Devoted blog readers: don’t forget that the Blue Pencil Prize is up for grabs! The next four readers who find mistakes we missed during our multilevel proofreading process win the coveted blue Col-Erase pencil as well as their choice of a free issue, thermos, or sling pack. You know you want to make beautiful beryl marks on the newspaper crossword, your post-it-note reminders to SELF, and your collection of unsent, tear-stained love letters to Scott Bakula.

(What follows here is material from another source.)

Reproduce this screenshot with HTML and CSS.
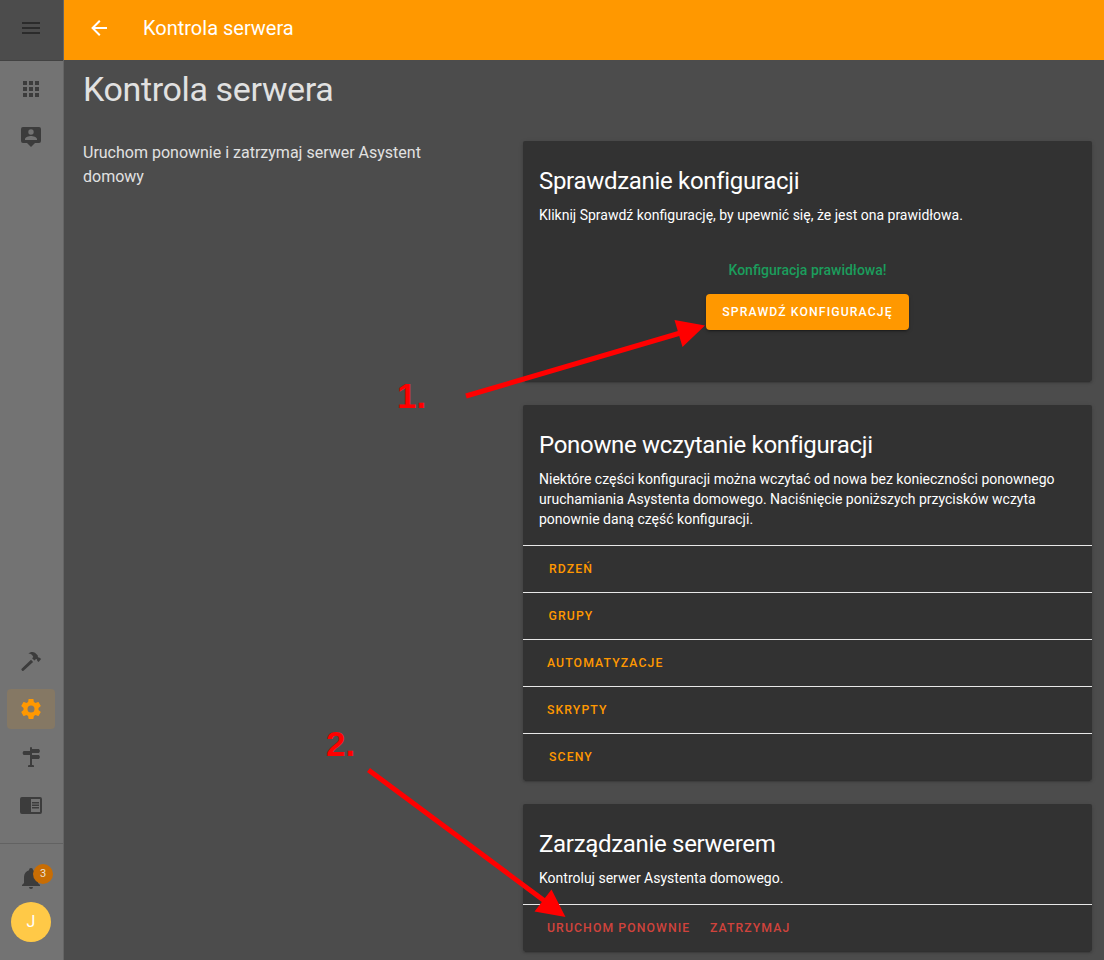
FILE: index.html
```html
<!DOCTYPE html>
<html lang="pl">
<head>
<meta charset="utf-8">
<title>Kontrola serwera</title>
<link rel="stylesheet" href="styles.css">
</head>
<body>
<div class="app">
  <aside class="sidebar">
    <div class="menu"><svg class="icon" viewBox="0 0 24 24"><path d="M3,6H21V8H3V6M3,11H21V13H3V11M3,16H21V18H3V16Z"/></svg></div>
    <nav class="nav">
      <a class="item"><svg class="icon" viewBox="0 0 24 24"><path d="M16,20H20V16H16M16,14H20V10H16M10,8H14V4H10M16,8H20V4H16M10,14H14V10H10M4,14H8V10H4M4,20H8V16H4M10,20H14V16H10M4,8H8V4H4V8Z"/></svg></a>
      <a class="item"><svg class="icon" viewBox="0 0 24 24"><path fill-rule="evenodd" d="M20,2A2,2 0 0,1 22,4V16A2,2 0 0,1 20,18H16L12,22L8,18H4A2,2 0 0,1 2,16V4A2,2 0 0,1 4,2H20M12,4.3A2.7,2.7 0 0,0 9.3,7A2.7,2.7 0 0,0 12,9.7A2.7,2.7 0 0,0 14.7,7A2.7,2.7 0 0,0 12,4.3M18,15V14.1C18,12.1 14,11 12,11C10,11 6,12.1 6,14.1V15H18Z"/></svg></a>
      <span class="spacer"></span>
      <a class="item"><svg class="icon" viewBox="0 0 24 24"><path d="M2.6,19.8L12,10.8L14.1,12.9L4.5,21.8A1,1 0 0,1 3.2,21.8L2.6,21.1A1,1 0 0,1 2.6,19.8ZM9.3,4.5C11,2.9 14,2.4 16,3.8L18.6,6.2C19,6.8 18.7,7.6 19,8.2C19.6,8.8 20.4,8.3 21,8.9L22.1,10L19.6,13L18.4,12C17.9,11.4 18.4,10.7 17.8,10.2C17.2,9.8 16.6,10.3 16,10.9L15.4,11.5L13.1,9.3L14.3,8C13.7,6 12,4.7 9.3,4.5Z"/></svg></a>
      <a class="item active"><svg class="icon" viewBox="0 0 24 24"><path d="M12,15.5A3.5,3.5 0 0,1 8.5,12A3.5,3.5 0 0,1 12,8.5A3.5,3.5 0 0,1 15.5,12A3.5,3.5 0 0,1 12,15.5M19.43,12.97C19.47,12.65 19.5,12.33 19.5,12C19.5,11.67 19.47,11.34 19.43,11L21.54,9.37C21.73,9.22 21.78,8.95 21.66,8.73L19.66,5.27C19.54,5.05 19.27,4.96 19.05,5.05L16.56,6.05C16.04,5.66 15.5,5.32 14.87,5.07L14.5,2.42C14.46,2.18 14.25,2 14,2H10C9.75,2 9.54,2.18 9.5,2.42L9.13,5.07C8.5,5.32 7.96,5.66 7.44,6.05L4.95,5.05C4.73,4.96 4.46,5.05 4.34,5.27L2.34,8.73C2.21,8.95 2.27,9.22 2.46,9.37L4.57,11C4.53,11.34 4.5,11.67 4.5,12C4.5,12.33 4.53,12.65 4.57,12.97L2.46,14.63C2.27,14.78 2.21,15.05 2.34,15.27L4.34,18.73C4.46,18.95 4.73,19.03 4.95,18.95L7.44,17.94C7.96,18.34 8.5,18.68 9.13,18.93L9.5,21.58C9.54,21.82 9.75,22 10,22H14C14.25,22 14.46,21.82 14.5,21.58L14.87,18.93C15.5,18.67 16.04,18.34 16.56,17.94L19.05,18.95C19.27,19.03 19.54,18.95 19.66,18.73L21.66,15.27C21.78,15.05 21.73,14.78 21.54,14.63L19.43,12.97Z"/></svg></a>
      <a class="item"><svg class="icon" viewBox="0 0 24 24"><path d="M11,3A1,1 0 0,1 13,3V4H20L21,6L20,8H13V10H20L21,12L20,14H13V20H14A1,1 0 0,1 15,21V22H9V21A1,1 0 0,1 10,20H11V10H4.5L3.5,8L4.5,6H11Z"/></svg></a>
      <a class="item"><svg class="icon" viewBox="0 0 24 24"><path fill-rule="evenodd" d="M3,4H21A2,2 0 0,1 23,6V19A2,2 0 0,1 21,21H3A2,2 0 0,1 1,19V6A2,2 0 0,1 3,4M12,6V19H21V6ZM13,9H20V10.5H13ZM13,11.5H20V13H13ZM13,14H20V15.5H13Z"/></svg></a>
    </nav>
    <div class="account">
      <div class="bell"><svg class="icon" viewBox="0 0 24 24"><path d="M21,19V20H3V19L5,17V11C5,7.9 7.03,5.17 10,4.29V4A2,2 0 0,1 14,4V4.29C16.97,5.17 19,7.9 19,11V17L21,19M14,21A2,2 0 0,1 12,23A2,2 0 0,1 10,21"/></svg><span class="badge">3</span></div>
      <div class="avatar">J</div>
    </div>
  </aside>
  <div class="page">
    <header class="toolbar"><svg class="icon back" viewBox="0 0 24 24"><path d="M20,11V13H8L13.5,18.5L12.08,19.92L4.16,12L12.08,4.08L13.5,5.5L8,11H20Z"/></svg><span>Kontrola serwera</span></header>
    <main class="content">
      <h1>Kontrola serwera</h1>
      <div class="columns">
        <p class="intro">Uruchom ponownie i zatrzymaj serwer Asystent domowy</p>
        <div class="cards">
          <section class="card">
            <h2>Sprawdzanie konfiguracji</h2>
            <p>Kliknij Sprawdź konfigurację, by upewnić się, że jest ona prawidłowa.</p>
            <div class="validate"><span class="valid">Konfiguracja prawidłowa!</span><button class="btn raised">Sprawdź konfigurację</button></div>
          </section>
          <section class="card">
            <h2>Ponowne wczytanie konfiguracji</h2>
            <p>Niektóre części konfiguracji można wczytać od nowa bez konieczności ponownego uruchamiania Asystenta domowego. Naciśnięcie poniższych przycisków wczyta ponownie daną część konfiguracji.</p>
            <div class="actions"><button class="btn">Rdzeń</button></div>
            <div class="actions"><button class="btn">Grupy</button></div>
            <div class="actions"><button class="btn">Automatyzacje</button></div>
            <div class="actions"><button class="btn">Skrypty</button></div>
            <div class="actions"><button class="btn">Sceny</button></div>
          </section>
          <section class="card">
            <h2>Zarządzanie serwerem</h2>
            <p>Kontroluj serwer Asystenta domowego.</p>
            <div class="actions"><button class="btn warning">Uruchom ponownie</button><button class="btn warning">Zatrzymaj</button></div>
          </section>
        </div>
      </div>
    </main>
  </div>
  <svg class="annotations" viewBox="0 0 1104 960">
    <path class="shaft" d="M466,396L682,332.5M368.5,770L546,902"/>
    <path d="M705,325.5L674.5,320L682.5,347ZM565.5,917L551.5,889.5L534.5,911.5Z"/>
    <text x="397" y="407.5">1.</text>
    <text x="326" y="756">2.</text>
  </svg>
</div>
</body>
</html>
```
FILE: styles.css
```css
* { box-sizing: border-box; }
body { margin: 0; font-family: Roboto, sans-serif; background: #4c4c4c; color: #fff; }
h1, h2, p { margin: 0; font-weight: 400; }
.app { position: relative; display: flex; width: 1104px; height: 960px; overflow: hidden; }
.icon { display: block; width: 24px; height: 24px; fill: currentColor; }

.sidebar { display: flex; flex-direction: column; width: 64px; flex: none; background: #737373; border-right: 1px solid #656565; color: #3c3c3c; }
.menu { height: 61px; flex: none; padding: 16px 19px; background: #4c4c4c; border-bottom: 1px solid #424242; color: #2b2b2b; }
.nav { display: flex; flex-direction: column; align-items: center; flex: 1; gap: 8px; padding: 8px 1px 18px 0; }
.item { display: flex; align-items: center; justify-content: center; width: 48px; height: 40px; border-radius: 4px; }
.item.active { background: #857864; color: #ff9800; }
.spacer { flex: 1; }
.account { display: flex; flex-direction: column; height: 117px; padding: 22px 11px 0; border-top: 1px solid #626262; }
.bell { position: relative; height: 36px; padding-left: 8px; }
.badge { position: absolute; left: 22px; top: -2px; width: 20px; height: 20px; border-radius: 50%; background: #c86d04; color: #e9e2d9; font-size: 11px; line-height: 20px; text-align: center; }
.avatar { width: 40px; height: 40px; border-radius: 50%; background: #ffc947; color: #fff; font-size: 16px; line-height: 40px; text-align: center; }

.page { flex: 1; min-width: 0; }
.toolbar { display: flex; align-items: center; gap: 32px; height: 60px; padding: 0 23px 4px; background: #ff9800; font-size: 20px; }
.content { padding: 9px 12px 0 19px; }
h1 { font-size: 34px; line-height: 40px; letter-spacing: -0.37px; color: #e1e1e1; }
.columns { display: flex; justify-content: space-between; padding-top: 32px; }
.intro { width: 360px; font-size: 16px; line-height: 24px; color: #e1e1e1; }
.cards { display: flex; flex-direction: column; gap: 24px; width: 569px; }
.card { border-radius: 2px; background: #323232; box-shadow: 0 2px 2px rgba(0,0,0,.14), 0 1px 5px rgba(0,0,0,.12), 0 3px 1px -2px rgba(0,0,0,.2); }
.card h2 { padding: 20px 16px 0; font-size: 24px; line-height: 40px; letter-spacing: -0.31px; }
.card p { padding: 4px 16px 16px; font-size: 14px; line-height: 20px; }
.validate { display: flex; flex-direction: column; align-items: center; height: 140px; padding-top: 18px; }
.valid { margin-bottom: 13px; font-size: 14px; font-weight: 500; line-height: 22px; color: #1b9d5c; }
.actions { display: flex; gap: 3.6px; height: 47px; padding: 5px 16px; border-top: 1px solid #e8e8e8; }
.btn { min-width: 64px; height: 36px; padding: 0 8px; border: 0; border-radius: 4px; background: transparent; color: #ff9800; font: 500 12.25px/36px Roboto, sans-serif; letter-spacing: 1.09px; text-transform: uppercase; }
.btn.warning { color: #d0433c; }
.btn.raised { padding: 0 16px; background: #ff9800; color: #fff; box-shadow: 0 3px 1px -2px rgba(0,0,0,.2), 0 2px 2px rgba(0,0,0,.14), 0 1px 5px rgba(0,0,0,.12); }

.annotations { position: absolute; inset: 0; width: 1104px; height: 960px; fill: #f00; pointer-events: none; }
.annotations .shaft { fill: none; stroke: #f00; stroke-width: 5; }
.annotations text { font: 700 35px "Liberation Sans", Arial, sans-serif; }
```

Talk of color makes us think of new CR volunteer S. Whitney Holmes or, as we know her, Whit. She can carry off hot-pink tights with a lime-green dress while, in the selfsame conversation, touting University of Alabama football and mourning the loss of the handmade Mexican tortillas prevalent in Chicago, from which she hails. We’ve promised to take her on a taquería tour of Cincinnati, and in return she’s agreed to shuttle us around in the City of Big Shoulders during the AWP conference. The last time she was in the office, she displayed what can only be termed elephant acumen: She spoke of prehensile trunks, matriarchy, 22-month pachyderm pregnancies and greeting ceremonies. At first we didn’t understand her outsized obsession, but then we realized Whitney had read and reread Ryan J. Browne’s poem “Theory of must” from our newest issue, which made a heavy, somewhat roundish impression on her.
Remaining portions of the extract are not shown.